Now, I could have given up on my dream of going to college, since I didn't have the money. But, instead I got back up and I kept trying. I promised myself that I would work as hard as I could, to earn good grades, so I could get scholarships for college. And you know what? That promise motivated me to be my best throughout junior high and high school, and helped me get to where I am today. There will always be roadblocks or things that discourage us. But sometimes they are mixed blessings that allow us to become stronger.
I know that most of you are worried about your futures, but we need to remember what we are taking from our liberal arts education. We are leaving CC with the tools of critical thinking, great communications skills, performing well under pressure and adaptability. But most importantly, we are leaving with a mindset that allows us to dream big, to see the world as a place of opportunity, and to reflect and grow from all our experiences. This kind of mindset gives us confidence that we can change the world and hopefully one day say, "I have been blessed and I have lived a good life."
Seniors are also concerned about this transition, because we are challenged to define a "meaningful life" for ourselves -- this can be difficult to say the least. For most of our lives, the structures of academia have dictated our identity and definitions of a meaningful life. We have evaluated ourselves in terms of grades, extracurricular activities, and partying. And most of us have always looked towards society or other people -- let it be our parents, our friends, our coaches, or our teachers -- to define success for us. But graduation represents a significant transition. For the first time in our lives, we must play an active role in creating the structures that will reflect our identity and goals. We must honestly ask ourselves, "What is the definition of a meaningful life for me?" And "How do I define success?"
As a philosophy major, I'm partial to the Socratic method, and have learned to answer a question with more questions. Thus, in order to know what a meaningful life is to you, ask yourself the following: "Who am I? What kind of person do I want to become? What are my gifts? And how do I want to use these gifts to make a difference?" The answers to these questions will help guide you in creating a meaningful life.

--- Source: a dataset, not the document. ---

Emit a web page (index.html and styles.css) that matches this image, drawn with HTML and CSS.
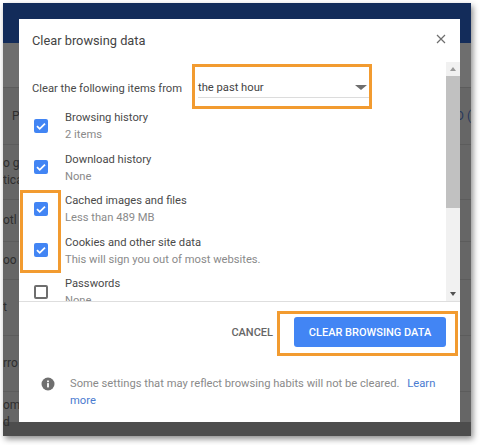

Building community will also help you make meaning, after graduation. Throughout my life, I have learned that your relationships with your friends, family, loved ones and neighbors, is what makes life rich and helps you get through difficult times. Wherever your journey takes you, become apart of a community. Strive to not only enjoy the benefits of a strong community, but also contribute to it. Make it better. The people here have been the most powerful part of my Colorado College experience. I'm sure that we are all grateful for the friends and inspirational teachers who have made a difference in our lives by attending college. However, often times we take those people for granted. So, before you leave, tell the people who have made a difference in your life here "Thank You," because you never know what the next moment will bring.
Once again, "How do we continue to make meaning of our lives after graduation?" By keeping sight of our dreams, defining success and a meaningful life for ourselves, and fostering community wherever we go.
Congratulations Class of 2003 and may you be blessed!